1. Mobility matters: Improving the mobile customer experience was cited as a top security priority (42 percent), second only to protecting against data breach (56 percent). In addition, 49 percent of respondents say mobility has a big or significant impact on security practices and policies with respect to customers. We expect this number to expand as mobility, BYOD and the Internet of Things drive an increasingly “unwired enterprise” where perpetual connectivity adds a complexity and security risk that must be addressed for employees, customers and partners.

2. The desire to innovate quickly: Success in the application economy requires businesses to innovate and release applications more quickly, and API-assembled apps will lead the way.

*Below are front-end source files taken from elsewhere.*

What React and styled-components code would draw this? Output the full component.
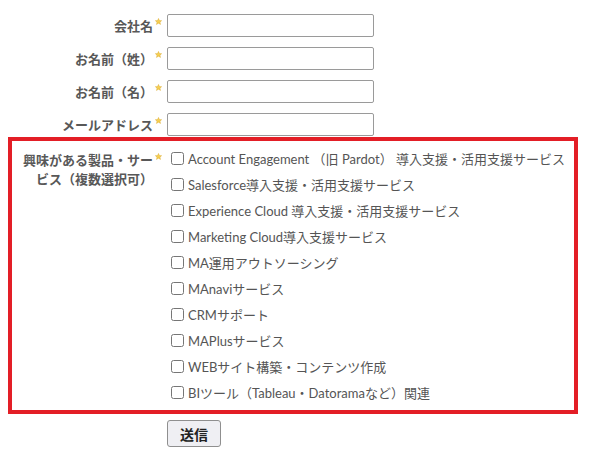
import React from "react";
import styled, { createGlobalStyle } from "styled-components";

const GlobalStyle = createGlobalStyle`
  body {
    margin: 8px;
    background: #ffffff;
    font-family: "Lato", "Noto Sans CJK JP", sans-serif;
    color: #555555;
  }
`;

const Form = styled.form`
  display: flex;
  flex-direction: column;
  padding-top: 6px;
`;

const Fields = styled.div`
  display: flex;
  flex-direction: column;
  gap: 10px;
`;

const Row = styled.div`
  display: grid;
  grid-template-columns: 145px 10px 207px;
  align-items: center;
  & > input {
    margin-left: 4px;
  }
`;

const Label = styled.label`
  font-size: 13px;
  font-weight: bold;
  line-height: 18px;
  color: #585858;
  text-align: right;
  font-family: "Noto Sans CJK JP", sans-serif;
`;

const StarCell = styled.span`
  align-self: start;
  display: flex;
  justify-content: center;
  padding-top: ${(p) => p.$top}px;
`;

const Star = ({ top = 4 }) => (
  <StarCell $top={top}>
    <svg width="7" height="7" viewBox="0 0 10 10">
      <path
        d="M5 0.6 L6.3 3.6 L9.5 3.8 L7.1 5.9 L7.9 9.2 L5 7.4 L2.1 9.2 L2.9 5.9 L0.5 3.8 L3.7 3.6 Z"
        fill="#f6cf52"
        stroke="#d8a72a"
        strokeWidth="0.6"
        strokeLinejoin="round"
      />
    </svg>
  </StarCell>
);

const TextInput = styled.input`
  box-sizing: border-box;
  width: 207px;
  height: 23px;
  border: 1px solid #9a9a9a;
  border-radius: 2px;
  padding: 0 4px;
  font-size: 13px;
  background: #fff;
`;

const Highlight = styled.div`
  box-sizing: border-box;
  width: 570px;
  margin-top: 1px;
  border: 4px solid #e31e26;
  padding: 4px 0 5px;
  display: grid;
  grid-template-columns: 141px 10px 1fr;
  align-items: start;
`;

const MultiLabel = styled(Label)`
  padding-top: 5px;
  line-height: 19px;
`;

const Options = styled.div`
  display: flex;
  flex-direction: column;
  margin-left: 4px;
`;

const Option = styled.label`
  display: flex;
  align-items: center;
  height: 26px;
  font-size: 13px;
  color: #555555;
  white-space: nowrap;
  font-family: "Lato", "Noto Sans CJK JP", sans-serif;
`;

const Check = styled.input`
  width: 13px;
  height: 13px;
  margin: 0 4px 0 4px;
  accent-color: #777;
`;

const Submit = styled.button`
  margin: 6px 0 0 159px;
  width: 54px;
  height: 27px;
  align-self: flex-start;
  border: 1px solid #8f8f8f;
  border-radius: 3px;
  background: #efeff3;
  font-family: "Noto Sans CJK JP", sans-serif;
  font-size: 14px;
  font-weight: bold;
  color: #222;
  padding: 0;
`;

const fields = ["会社名", "お名前（姓）", "お名前（名）", "メールアドレス"];

const options = [
  "Account Engagement （旧 Pardot） 導入支援・活用支援サービス",
  "Salesforce導入支援・活用支援サービス",
  "Experience Cloud 導入支援・活用支援サービス",
  "Marketing Cloud導入支援サービス",
  "MA運用アウトソーシング",
  "MAnaviサービス",
  "CRMサポート",
  "MAPlusサービス",
  "WEBサイト構築・コンテンツ作成",
  "BIツール（Tableau・Datoramaなど）関連",
];

export default function App() {
  return (
    <>
      <GlobalStyle />
      <Form onSubmit={(e) => e.preventDefault()}>
        <Fields>
          {fields.map((f) => (
            <Row key={f}>
              <Label>{f}</Label>
              <Star top={4} />
              <TextInput type="text" />
            </Row>
          ))}
        </Fields>
        <Highlight>
          <MultiLabel>興味がある製品・サービス（複数選択可）</MultiLabel>
          <Star top={8} />
          <Options>
            {options.map((o) => (
              <Option key={o}>
                <Check type="checkbox" />
                {o}
              </Option>
            ))}
          </Options>
        </Highlight>
        <Submit type="submit">送信</Submit>
      </Form>
    </>
  );
}
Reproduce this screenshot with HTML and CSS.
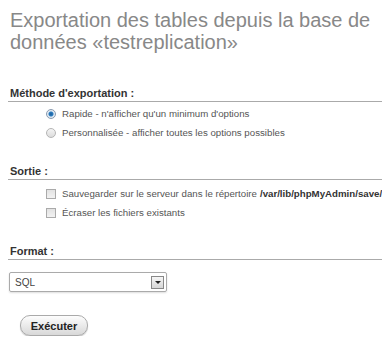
FILE: index.html
```html
<!DOCTYPE html>
<html lang="fr">
<head>
<meta charset="UTF-8">
<title>Exportation</title>
<link rel="stylesheet" href="styles.css">
</head>
<body>
  <div class="page">
    <h2 class="title">Exportation des tables depuis la base de données «testreplication»</h2>

    <div class="section first">
      <h3 class="section-head">Méthode d'exportation :</h3>
      <ul class="options">
        <li><span class="radio checked"></span>Rapide - n'afficher qu'un minimum d'options</li>
        <li><span class="radio"></span>Personnalisée - afficher toutes les options possibles</li>
      </ul>
    </div>

    <div class="section">
      <h3 class="section-head">Sortie :</h3>
      <ul class="options checks">
        <li><span class="check"></span>Sauvegarder sur le serveur dans le répertoire <b>/var/lib/phpMyAdmin/save/</b></li>
        <li><span class="check"></span>Écraser les fichiers existants</li>
      </ul>
    </div>

    <div class="section">
      <h3 class="section-head">Format :</h3>
      <div class="select">
        <span class="select-value">SQL</span>
        <span class="select-arrow"></span>
      </div>
    </div>

    <div class="actions">
      <button class="go">Exécuter</button>
    </div>
  </div>
</body>
</html>
```

FILE: styles.css
```css
* {
  box-sizing: border-box;
}

body {
  margin: 0;
  background: #fff;
  font-family: "Liberation Sans", Arial, sans-serif;
  font-size: 11px;
  color: #444;
  overflow: hidden;
}

.page {
  padding: 9px 0 0 10px;
  width: 382px;
}

.title {
  margin: 0;
  font-size: 20px;
  font-weight: normal;
  line-height: 22px;
  color: #888;
  width: 370px;
}

.section {
  margin-top: 23px;
}

.section.first {
  margin-top: 34px;
}

.section-head {
  margin: 0 0 0 -2px;
  padding: 0 0 1px 2px;
  font-size: 11px;
  line-height: 13px;
  font-weight: bold;
  color: #333;
  border-bottom: 1px solid #aaa;
}

.options {
  margin: 0;
  padding: 2px 0 0 36px;
  list-style: none;
  white-space: nowrap;
}

.options.checks {
  padding-top: 4px;
}

.options li {
  display: flex;
  align-items: center;
  height: 19px;
  font-size: 9.7px;
  color: #555;
}

.options b {
  color: #333;
  margin-left: 3px;
}

.radio {
  width: 10px;
  height: 10px;
  border-radius: 50%;
  border: 1px solid #b5b5b5;
  background: linear-gradient(#f4f4f4, #dcdcdc);
  margin-right: 6px;
  flex: none;
}

.radio.checked {
  background: radial-gradient(circle, #1d5f9a 0, #2a7cc0 2px, #dfe9f3 3px, #eaeaea 5px);
  border-color: #8a9bb0;
}

.check {
  width: 10px;
  height: 10px;
  border: 1px solid #aaa;
  background: linear-gradient(#e2e2e2, #f2f2f2);
  margin-right: 6px;
  flex: none;
}

.select {
  margin: 12px 0 0 -1px;
  width: 158px;
  height: 20px;
  border: 1px solid #aaa;
  border-radius: 2px;
  display: flex;
  align-items: center;
  justify-content: space-between;
  padding: 0 2px 0 5px;
  font-size: 10px;
  color: #444;
  box-shadow: 0 1px 2px #ddd;
}

.select-arrow {
  width: 13px;
  height: 13px;
  border: 1px solid #888;
  background: linear-gradient(#f6f6f6, #d6d6d6);
  position: relative;
}

.select-arrow::after {
  content: "";
  position: absolute;
  left: 3px;
  top: 4px;
  border-left: 3px solid transparent;
  border-right: 3px solid transparent;
  border-top: 3px solid #222;
}

.actions {
  padding: 23px 0 0 10px;
}

.go {
  font-family: "Liberation Sans", Arial, sans-serif;
  font-size: 11px;
  font-weight: bold;
  color: #222;
  width: 68px;
  height: 21px;
  border: 1px solid #aaa;
  border-radius: 10px;
  background: linear-gradient(#fdfdfd, #d8d8d8);
  box-shadow: 0 1px 1px #ccc;
  padding: 0;
}
```
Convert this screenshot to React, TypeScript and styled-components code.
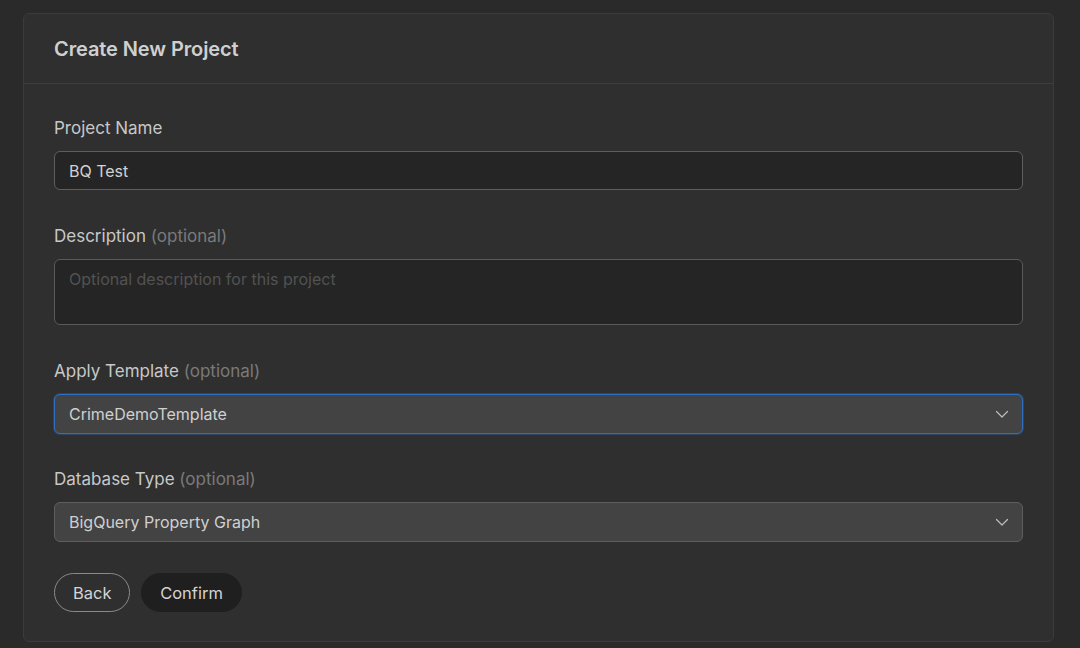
import React from "react";
import styled, { createGlobalStyle } from "styled-components";

const Global = createGlobalStyle`
  html, body { margin: 0; padding: 0; background: #2a2a2a; }
  body { font-family: Inter, "Noto Sans", "Liberation Sans", sans-serif; -webkit-font-smoothing: antialiased; }
  * { box-sizing: border-box; }
`;

const Page = styled.div`
  padding: 13px 26px 6px 23px;
  min-height: 648px;
`;

const Card = styled.div`
  background: #2f2f2f;
  border: 1px solid #3b3b3b;
  border-radius: 6px;
  display: flex;
  flex-direction: column;
`;

const Header = styled.div`
  height: 70px;
  padding: 0 30px;
  display: flex;
  align-items: center;
  border-bottom: 1px solid #3d3d3d;
`;

const Title = styled.h2`
  margin: 0;
  font-size: 20px;
  font-weight: 600;
  color: #cfcfcf;
  letter-spacing: -0.1px;
`;

const Body = styled.div`
  padding: 31px 30px 29px;
  display: flex;
  flex-direction: column;
  gap: 33px;
`;

const Field = styled.div<{ $tight?: boolean }>`
  display: flex;
  flex-direction: column;
  gap: 11px;
  margin-top: ${(p) => (p.$tight ? "-1px" : "0")};
`;

const Label = styled.label`
  padding-top: 1px;
  font-size: 17px;
  line-height: 24px;
  color: #c8c8c8;
`;

const Optional = styled.span`
  color: #7a7a7a;
`;

const TextInput = styled.div`
  height: 39px;
  border: 1px solid #5e5e5e;
  border-radius: 6px;
  background: #252525;
  padding: 0 14px;
  display: flex;
  align-items: center;
  font-size: 16px;
  color: #d2d2d2;
`;

const TextArea = styled.div`
  height: 66px;
  border: 1px solid #5a5a5a;
  border-radius: 6px;
  background: #252525;
  padding: 8px 14px;
  font-size: 16px;
  line-height: 22px;
  color: #525252;
`;

const Select = styled.div<{ $focused?: boolean }>`
  height: 40px;
  border: 1px solid ${(p) => (p.$focused ? "#2e6fc4" : "#5e5e5e")};
  box-shadow: ${(p) => (p.$focused ? "0 0 0 1px rgba(46,111,196,0.35)" : "none")};
  border-radius: 6px;
  background: #434343;
  padding: 0 14px;
  display: flex;
  align-items: center;
  justify-content: space-between;
  font-size: 16px;
  color: #d0d0d0;
`;

const Chevron = styled.svg`
  width: 14px;
  height: 14px;
  margin-right: -1px;
`;

const Actions = styled.div`
  display: flex;
  gap: 11px;
  margin-top: -2px;
`;

const Button = styled.button<{ $variant: "outline" | "solid" }>`
  height: 39px;
  border-radius: 20px;
  font-family: inherit;
  font-size: 16.5px;
  color: #d4d4d4;
  padding: 0 18px;
  cursor: pointer;
  border: 1px solid ${(p) => (p.$variant === "outline" ? "#8a8a8a" : "#1f1f1f")};
  background: ${(p) => (p.$variant === "outline" ? "transparent" : "#1f1f1f")};
`;

const ChevronIcon = () => (
  <Chevron viewBox="0 0 14 14" fill="none">
    <path d="M1.5 4.5 L7 10 L12.5 4.5" stroke="#bdbdbd" strokeWidth="1.2" strokeLinecap="round" strokeLinejoin="round" />
  </Chevron>
);

export default function App() {
  return (
    <>
      <Global />
      <Page>
        <Card>
          <Header>
            <Title>Create New Project</Title>
          </Header>
          <Body>
            <Field>
              <Label>Project Name</Label>
              <TextInput>BQ Test</TextInput>
            </Field>
            <Field>
              <Label>
                Description <Optional>(optional)</Optional>
              </Label>
              <TextArea>Optional description for this project</TextArea>
            </Field>
            <Field>
              <Label>
                Apply Template <Optional>(optional)</Optional>
              </Label>
              <Select $focused>
                <span>CrimeDemoTemplate</span>
                <ChevronIcon />
              </Select>
            </Field>
            <Field $tight>
              <Label>
                Database Type <Optional>(optional)</Optional>
              </Label>
              <Select>
                <span>BigQuery Property Graph</span>
                <ChevronIcon />
              </Select>
            </Field>
            <Actions>
              <Button $variant="outline" style={{ width: 76 }}>Back</Button>
              <Button $variant="solid" style={{ width: 101 }}>Confirm</Button>
            </Actions>
          </Body>
        </Card>
      </Page>
    </>
  );
}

To facilitate that need, 79 percent of respondents are opening their data as APIs to accelerate mobile and web application delivery, improve customer engagements and open new revenue channels and opportunities. This adds new considerations to the protection factor of security.

3. New attitudes adopted: Forty-eight percent of respondents recognize that business enablement is an important benefit of security and can drive growth. Seventy-eight percent of respondents have seen or expect to see increased revenue from new services enabled by improved security.

4. Increase in security investment: A new view toward security and the protection and enablement it offers has sparked an increase in security investment. According to respondents, 25 percent of all IT spending will be devoted to security in the next three years, up from 18 percent today.